Natural Language Processing (NLP) stands on the intersection of artificial intelligence, computational linguistics, and computer science. Its purpose is to create algorithms that allow computers to process and understand human (natural) languages. This technology has paved the way for many applications we use daily, including search engines, voice-activated assistants, and language translation services. Here, we explore key NLP techniques that fuel these innovations.
Tokenization
Tokenization is the process of breaking down text into smaller units called tokens, which could be words, characters, or subwords. This step is fundamental in preparing text for further processing. For example, the sentence Natural language processing enables computers to understand human language. when tokenized into words, will result in individual tokens such as Natural, language, processing, enables, computers, to, understand, human, language, and .

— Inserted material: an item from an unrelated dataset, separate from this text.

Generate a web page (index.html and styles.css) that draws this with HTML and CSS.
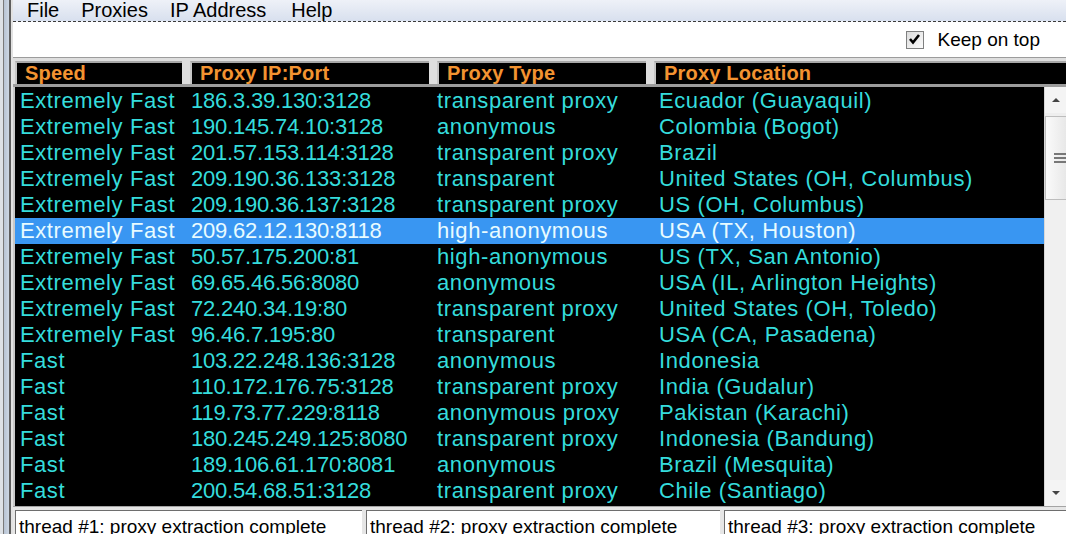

Part-of-Speech Tagging (POS)
After breaking down the text into tokens, it’s useful to understand the role of each word in a sentence. POS tagging involves assigning parts of speech to each token, such as noun, verb, adjective, etc. This technique is crucial for understanding the structure of sentences and for tasks that require a deep understanding of language semantics.

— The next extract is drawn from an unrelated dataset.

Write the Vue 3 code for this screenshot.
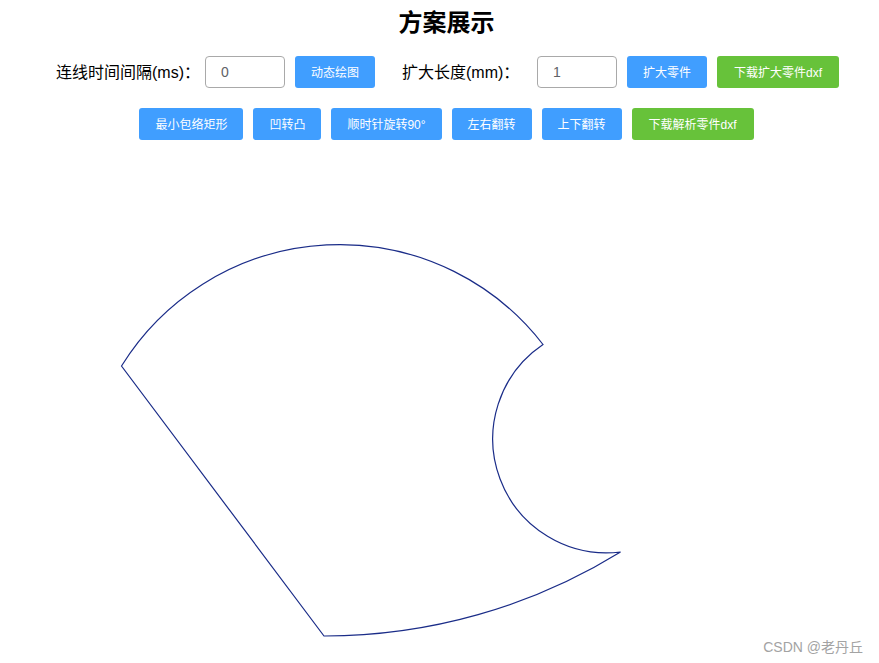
<script setup>
import { ref } from 'vue';

const interval = ref('0');
const expand = ref('1');

const topBlue = ['最小包络矩形', '凹转凸', '顺时针旋转90°', '左右翻转', '上下翻转'];

// 轮廓: 大圆弧 -> 内凹圆弧 -> 底部圆弧 -> 直线
const outline = 'M121.5 366 A256.8 256.8 0 0 1 543 344.5 A113.9 113.9 0 0 0 620.5 552 A563 563 0 0 1 324 636 Z';
</script>

<template>
  <div class="page">
    <div class="header">
      <h2 class="title">方案展示</h2>
      <div class="row">
        <span class="label label-first">连线时间间隔(ms)：</span>
        <input v-model="interval" class="num-input" type="text">
        <button class="btn">动态绘图</button>
        <span class="label label-second">扩大长度(mm)：</span>
        <input v-model="expand" class="num-input" type="text">
        <button class="btn">扩大零件</button>
        <button class="btn btn-green">下载扩大零件dxf</button>
      </div>
      <div class="row row-second">
        <button v-for="item in topBlue" :key="item" class="btn">{{ item }}</button>
        <button class="btn btn-green">下载解析零件dxf</button>
      </div>
    </div>
    <svg class="canvas" width="879" height="523" viewBox="0 140 879 523">
      <path :d="outline" fill="none" stroke="#1a2c88" stroke-width="1.2" />
    </svg>
    <span class="watermark">CSDN @老丹丘</span>
  </div>
</template>

<style scoped>
.page {
  position: relative;
  width: 879px;
  height: 663px;
  overflow: hidden;
  background: #fff;
  font-family: "Liberation Sans", "Noto Sans CJK SC", sans-serif;
}

.header {
  padding-left: 14px;
}

.title {
  margin: 0;
  height: 56px;
  line-height: 45px;
  font-size: 24px;
  font-weight: 700;
  text-align: center;
  color: #000;
}

.row {
  display: flex;
  justify-content: center;
  align-items: center;
  height: 32px;
}

.row-second {
  margin-top: 20px;
  gap: 10px;
}

.label {
  padding-bottom: 3px;
  font-size: 16px;
  color: #000;
  white-space: nowrap;
}

.label-first {
  width: 149px;
  margin-left: 2px;
}

.label-second {
  width: 135px;
  margin-left: 27px;
}

.num-input {
  box-sizing: border-box;
  width: 80px;
  height: 32px;
  padding: 0 15px;
  border: 1px solid #a9a9a9;
  border-radius: 4px;
  outline: none;
  font-family: inherit;
  font-size: 14px;
  color: #606266;
}

.btn {
  height: 32px;
  margin-left: 10px;
  padding: 0 16px 1px;
  border: none;
  border-radius: 3px;
  background: #409eff;
  color: #fff;
  font-family: inherit;
  font-size: 12px;
  white-space: nowrap;
  cursor: pointer;
}

.row-second .btn {
  margin-left: 0;
}

.btn-green {
  padding: 0 17px 1px;
  background: #67c23a;
}

.canvas {
  display: block;
}

.watermark {
  position: absolute;
  right: 16px;
  bottom: 7px;
  font-size: 14px;
  line-height: 18px;
  color: #a3a3a3;
}
</style>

Named Entity Recognition (NER)
NER is a process where the algorithm identifies and classifies key information in the text into predefined categories. These categories can include the names of organizations, people, dates, and so on. For instance, in the sentence Apple was founded by Steve Jobs in Cupertino., NER would identify Apple as an organization, Steve Jobs as a person, and Cupertino as a location.
Sentiment Analysis
Sentiment analysis aims to determine the sentiment behind a piece of text: whether the writer’s attitude is positive, negative, or neutral. This technique is widely used in monitoring brand and product sentiment on social media, customer reviews, and feedback. Sentiment analysis algorithms typically rely on natural language understanding and machine learning techniques to classify sentiment.
Text Classification
Text classification involves assigning categories or labels to a text document. This could range from categorizing emails into spam or not spam, articles into topics, or identifying the language of the text. Machine learning models, particularly those using supervised learning, are often used in text classification tasks.
Machine Translation
Machine translation is the process of automatically converting text from one language to another. Early models used rule-based approaches, but modern machine translation predominantly utilizes neural networks, which can consider broader context and produce more natural translations.
Word Embeddings
Word embeddings are a type of word representation that allows words with similar meaning to have a similar representation. They are fundamental to many NLP tasks because they enable algorithms to understand word similarity and semantics. Popular models for generating embeddings include Word2Vec and GloVe.
Challenges and Future Directions
Despite its advancements, NLP faces challenges, particularly in understanding context, irony, and ambiguity in language. The field continues to evolve rapidly, with ongoing research focusing on achieving a greater understanding of complex linguistic features and developing more sophisticated algorithms. Future directions include advancements in unsupervised learning techniques, which would allow systems to learn and adapt from unstructured data without explicit programming.
In Conclusion
Natural Language Processing techniques have evolved greatly, offering increasingly sophisticated tools for interpreting human language. As these technologies continue to advance, the potential applications for NLP are boundless, promising to revolutionize how we interact with machines and manage information in an ever-connected world.